### Exercise task
Show each line that has the string "this" in it.

### Input data
* Start *

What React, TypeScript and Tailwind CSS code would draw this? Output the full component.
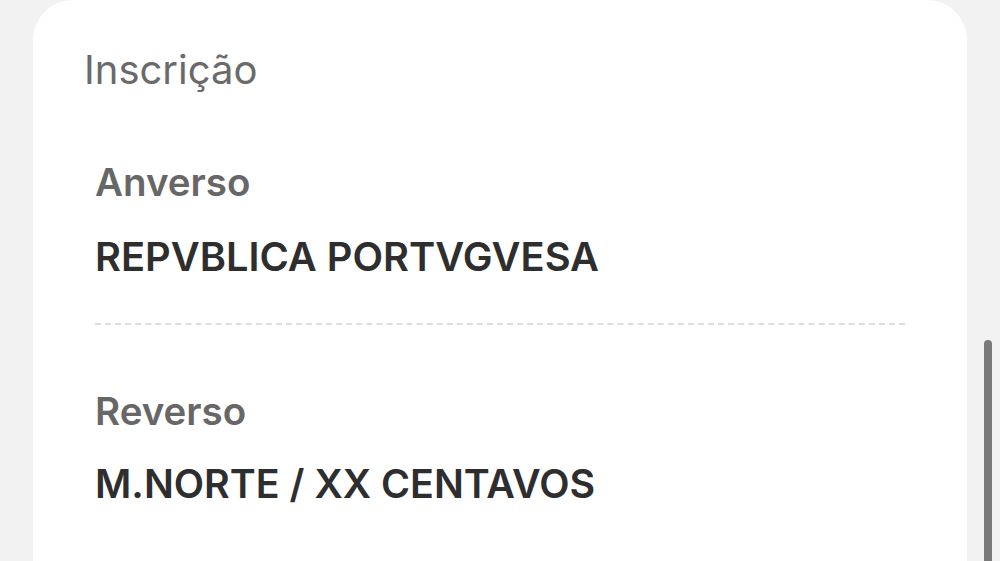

* End *
* Start *

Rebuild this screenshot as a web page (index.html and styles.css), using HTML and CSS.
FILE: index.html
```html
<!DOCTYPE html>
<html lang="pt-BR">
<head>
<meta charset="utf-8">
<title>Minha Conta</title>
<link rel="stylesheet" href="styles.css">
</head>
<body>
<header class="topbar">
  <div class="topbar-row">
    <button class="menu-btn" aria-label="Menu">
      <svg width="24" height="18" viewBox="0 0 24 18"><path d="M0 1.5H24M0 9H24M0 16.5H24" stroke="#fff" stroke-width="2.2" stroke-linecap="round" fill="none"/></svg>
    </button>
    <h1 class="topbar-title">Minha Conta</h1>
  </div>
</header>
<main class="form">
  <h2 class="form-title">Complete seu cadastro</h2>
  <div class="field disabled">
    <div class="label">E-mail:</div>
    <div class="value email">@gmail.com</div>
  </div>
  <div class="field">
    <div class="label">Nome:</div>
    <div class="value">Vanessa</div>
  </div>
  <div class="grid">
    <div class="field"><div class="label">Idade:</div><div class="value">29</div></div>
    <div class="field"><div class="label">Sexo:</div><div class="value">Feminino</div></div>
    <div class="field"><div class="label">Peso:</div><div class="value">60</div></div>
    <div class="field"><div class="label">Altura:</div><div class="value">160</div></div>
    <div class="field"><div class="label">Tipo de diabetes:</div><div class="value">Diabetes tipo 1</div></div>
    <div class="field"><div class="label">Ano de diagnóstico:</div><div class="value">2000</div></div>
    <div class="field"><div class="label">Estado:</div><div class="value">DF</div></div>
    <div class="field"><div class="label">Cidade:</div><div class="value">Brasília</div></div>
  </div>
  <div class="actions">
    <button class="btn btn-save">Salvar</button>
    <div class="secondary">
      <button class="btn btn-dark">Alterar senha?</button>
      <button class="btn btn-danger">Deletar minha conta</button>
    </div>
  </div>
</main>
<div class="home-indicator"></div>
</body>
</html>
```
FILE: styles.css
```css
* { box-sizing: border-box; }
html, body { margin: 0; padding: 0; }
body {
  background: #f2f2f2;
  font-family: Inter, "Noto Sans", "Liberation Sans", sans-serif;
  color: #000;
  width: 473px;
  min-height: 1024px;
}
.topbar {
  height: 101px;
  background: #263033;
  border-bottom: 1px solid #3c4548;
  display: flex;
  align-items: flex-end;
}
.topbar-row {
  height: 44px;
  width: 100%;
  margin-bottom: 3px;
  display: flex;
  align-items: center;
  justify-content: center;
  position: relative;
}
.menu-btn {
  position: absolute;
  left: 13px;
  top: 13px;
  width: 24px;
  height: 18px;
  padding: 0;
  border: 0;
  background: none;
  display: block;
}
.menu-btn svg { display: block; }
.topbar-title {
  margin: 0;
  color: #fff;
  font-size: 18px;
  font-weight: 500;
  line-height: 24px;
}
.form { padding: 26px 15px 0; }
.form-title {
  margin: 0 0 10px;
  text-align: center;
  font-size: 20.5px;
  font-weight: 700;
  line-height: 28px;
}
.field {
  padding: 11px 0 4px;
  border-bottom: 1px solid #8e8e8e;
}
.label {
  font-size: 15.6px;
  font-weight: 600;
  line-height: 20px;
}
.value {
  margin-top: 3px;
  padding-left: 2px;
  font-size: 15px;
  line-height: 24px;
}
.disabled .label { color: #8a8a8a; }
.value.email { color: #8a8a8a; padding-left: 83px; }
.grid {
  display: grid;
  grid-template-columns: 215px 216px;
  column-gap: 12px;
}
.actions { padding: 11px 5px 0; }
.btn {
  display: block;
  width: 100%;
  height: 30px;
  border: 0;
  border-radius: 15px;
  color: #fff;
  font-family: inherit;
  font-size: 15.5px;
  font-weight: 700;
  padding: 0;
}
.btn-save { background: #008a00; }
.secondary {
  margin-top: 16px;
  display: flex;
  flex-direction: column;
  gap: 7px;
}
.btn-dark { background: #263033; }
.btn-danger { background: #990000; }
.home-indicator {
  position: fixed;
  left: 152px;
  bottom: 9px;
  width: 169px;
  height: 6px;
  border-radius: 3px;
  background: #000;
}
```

* End *

### Exercise response
What React, TypeScript and Tailwind CSS code would draw this? Output the full component.
Rebuild this screenshot as a web page (index.html and styles.css), using HTML and CSS.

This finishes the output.